What can you change (or at least start to change)? You don’t have the power to just blow a hole in the dam, and the results might be chaos if you did. So, start with changing the structuring and management of the IT projects -- overall management of staff by skills/specialties, and allocation of staff to the projects.

Start to lower the level and pressure of the lake by releasing "cascades" of change. What follows is a prescription for this change.

1. There is always more work to be done than people to do it. We must accept that there will be a backlog; fully eliminating it would mean that the delivery group (like IT) becomes redundant, or that the overall organization has stagnated. What must be done is to embrace the back-log; it is IT’s input material and should be managed as such.

2. Projects change the business, so know the overall business first. Some industry knowledge is required. I suggest from experience, however, that several week’s research on an industry is equivalent to several year’s work experience, as much of a person’s experience is rendered out-of-date by industry changes, or is too specific to the company they worked at. This is truer today than ever, as the ubiquitous Web makes information about almost anything available with a text string and few mouse clicks. As a result, IT needs to know something about the business going into a project, and the willingness to learn more as a project progresses. If IT people know too much about the current business, they may be unconsciously constrained when devising new IT solutions by "the way things have always been done here."

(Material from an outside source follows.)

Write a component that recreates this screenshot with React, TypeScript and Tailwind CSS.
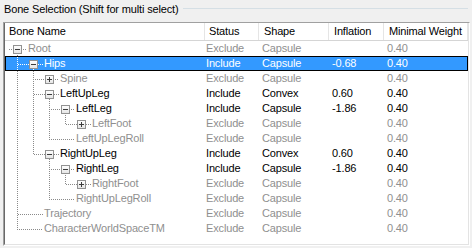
import React from "react";

type G = "F" | "H" | "N";
type Row = {
  name: string;
  L: number;
  box: "-" | "+" | null;
  g: G[];
  inc: boolean;
  shape: string;
  infl: string;
  mw: string;
  sel?: boolean;
};

const rows: Row[] = [
  { name: "Root", L: 0, box: "-", g: [], inc: false, shape: "Capsule", infl: "", mw: "0.40" },
  { name: "Hips", L: 1, box: "-", g: ["F"], inc: true, shape: "Capsule", infl: "-0.68", mw: "0.40", sel: true },
  { name: "Spine", L: 2, box: "+", g: ["F", "F"], inc: false, shape: "Capsule", infl: "", mw: "0.40" },
  { name: "LeftUpLeg", L: 2, box: "-", g: ["F", "F"], inc: true, shape: "Convex", infl: "0.60", mw: "0.40" },
  { name: "LeftLeg", L: 3, box: "-", g: ["F", "F", "F"], inc: true, shape: "Capsule", infl: "-1.86", mw: "0.40" },
  { name: "LeftFoot", L: 4, box: "+", g: ["F", "F", "F", "H"], inc: false, shape: "Capsule", infl: "", mw: "0.40" },
  { name: "LeftUpLegRoll", L: 3, box: null, g: ["F", "F", "H"], inc: false, shape: "Capsule", infl: "", mw: "0.40" },
  { name: "RightUpLeg", L: 2, box: "-", g: ["F", "H"], inc: true, shape: "Convex", infl: "0.60", mw: "0.40" },
  { name: "RightLeg", L: 3, box: "-", g: ["F", "N", "F"], inc: true, shape: "Capsule", infl: "-1.86", mw: "0.40" },
  { name: "RightFoot", L: 4, box: "+", g: ["F", "N", "F", "H"], inc: false, shape: "Capsule", infl: "", mw: "0.40" },
  { name: "RightUpLegRoll", L: 3, box: null, g: ["F", "N", "H"], inc: false, shape: "Capsule", infl: "", mw: "0.40" },
  { name: "Trajectory", L: 1, box: null, g: ["F"], inc: false, shape: "Capsule", infl: "", mw: "0.40" },
  { name: "CharacterWorldSpaceTM", L: 1, box: null, g: ["H"], inc: false, shape: "Capsule", infl: "", mw: "0.40" },
];

const X0 = 5;

function Connector({ row, top }: { row: Row; top: number }) {
  const { L, box, g, sel } = row;
  const w = L * 16 + 23;
  let d = "";
  const dot = (x: number, y: number) => {
    if ((x + X0 + y + top) % 2 === 0) d += `M${x} ${y}h1v1h-1z`;
  };
  const hline = (x1: number, x2: number, y: number) => {
    for (let x = x1; x <= x2; x++) dot(x, y);
  };
  const vline = (x: number, y1: number, y2: number) => {
    for (let y = y1; y <= y2; y++) dot(x, y);
  };
  g.forEach((f, k) => {
    const x = k * 16 + 12;
    if (f === "F") vline(x, 0, 14);
    else if (f === "H") vline(x, 0, 8);
  });
  if (box === "-") vline(L * 16 + 12, 13, 14);
  const start = L === 0 ? 3 : (L - 1) * 16 + 12;
  const end = box ? L * 16 + 7 : L * 16 + 21;
  hline(start, end, 8);
  if (box) hline(L * 16 + 17, L * 16 + 21, 8);
  const bx = L * 16 + 8;
  return (
    <svg width={w} height={15} className="shrink-0 block" shapeRendering="crispEdges">
      <path d={d} fill={sel ? "#ffffff" : "#8a8a8a"} />
      {box && (
        <g>
          <defs>
            <linearGradient id={`bg${top}`} x1="0" y1="0" x2="0" y2="1">
              <stop offset="0" stopColor="#ffffff" />
              <stop offset="1" stopColor="#e4e4e4" />
            </linearGradient>
          </defs>
          <rect x={bx + 0.5} y={4.5} width={8} height={8} fill={`url(#bg${top})`} stroke="#919191" />
          <rect x={bx + 2} y={8} width={5} height={1} fill="#3c3c3c" />
          {box === "+" && <rect x={bx + 4} y={6} width={1} height={5} fill="#3c3c3c" />}
        </g>
      )}
    </svg>
  );
}

export default function App() {
  return (
    <div className="w-[472px] h-[248px] bg-[#f0f0f0] font-['Liberation_Sans',Arial,sans-serif] text-[11px] tracking-[-0.15px] text-black overflow-hidden">
      <div className="flex items-center h-[18px] pl-[4px] pr-[4px]">
        <span className="leading-[18px] whitespace-nowrap">Bone Selection (Shift for multi select)</span>
        <div className="flex-1 h-px bg-[#d5dfe5] ml-[4px] mt-[-2px]" />
      </div>
      <div className="mt-[4px] ml-[3px] w-[467px] h-[224px] border-l border-t border-l-[#a0a0a0] border-t-[#a0a0a0] border-r border-b border-r-white border-b-white">
        <div className="w-full h-full border-l border-l-[#696969] border-r border-r-[#e3e3e3] border-b border-b-[#e3e3e3] bg-white">
          <div className="flex h-[18px] border-b border-b-[#d5d5d5] bg-white leading-[17px]">
            <div className="w-[200px] pl-[4px] border-r border-r-[#e5e5e5]">Bone Name</div>
            <div className="w-[54px] pl-[4px] border-r border-r-[#e5e5e5]">Status</div>
            <div className="w-[70px] pl-[5px] border-r border-r-[#e5e5e5]">Shape</div>
            <div className="w-[55px] pl-[5px] border-r border-r-[#e5e5e5]">Inflation</div>
            <div className="w-[84px] pl-[5px] border-r border-r-[#e5e5e5]">Minimal Weight</div>
          </div>
          {rows.map((r, i) => {
            const top = 41 + i * 15;
            const color = r.sel ? "text-white" : r.inc ? "text-black" : "text-[#8f8f8f]";
            return (
              <div
                key={r.name}
                className={`flex h-[15px] leading-[15px] whitespace-nowrap ${color} ${r.sel ? "bg-[#3399ff] outline outline-1 outline-black -outline-offset-1" : ""}`}
              >
                <div className="w-[200px] flex items-center">
                  <Connector row={r} top={top} />
                  <span>{r.name}</span>
                </div>
                <div className="w-[54px] pl-[1px]">{r.inc ? "Include" : "Exclude"}</div>
                <div className="w-[70px] pl-[3px]">{r.shape}</div>
                <div className="w-[55px] pl-[3px]">{r.infl}</div>
                <div className="w-[84px] pl-[3px]">{r.mw}</div>
              </div>
            );
          })}
        </div>
      </div>
    </div>
  );
}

In extreme cases, this can lead to an IT staffer having the delusional belief that they know more about the business than the systems users and their management.

3. Use Architecture to describe the business, before and after projects. Architecture is layered to capture and present information about the product to different audiences, from initial/high concept to detailed specification.

Applied to IT, a component assembly approach is dominating the industry, from the OO approach of software development, to real-time use of defined services, as popularized by SOA. Specialized agent software is starting to assist in finding services and brokering between different services to perform transactions collaboratively.

For the average company using IT, architecture is needed because it needs focused IT functionality to deliver the highest current value, while trying hard to ensure that the function will work (“integrate”) with the next function that is needed.

4. Pick the right project(s) for the business. I sat in on a senior management committee meeting where the progress to date of a grand project was presented and a request for a budget increase was made to complete the project. The CEO took all this in, and commented that this was very interesting, but given the sizable amounts of money and time expended so far, why the heck had he never heard of this project before? The next week my manager sent me to see the CIO, who charged me with coming up with a new process for defining, approving, and controlling IT projects, better known these days as "Project Governance."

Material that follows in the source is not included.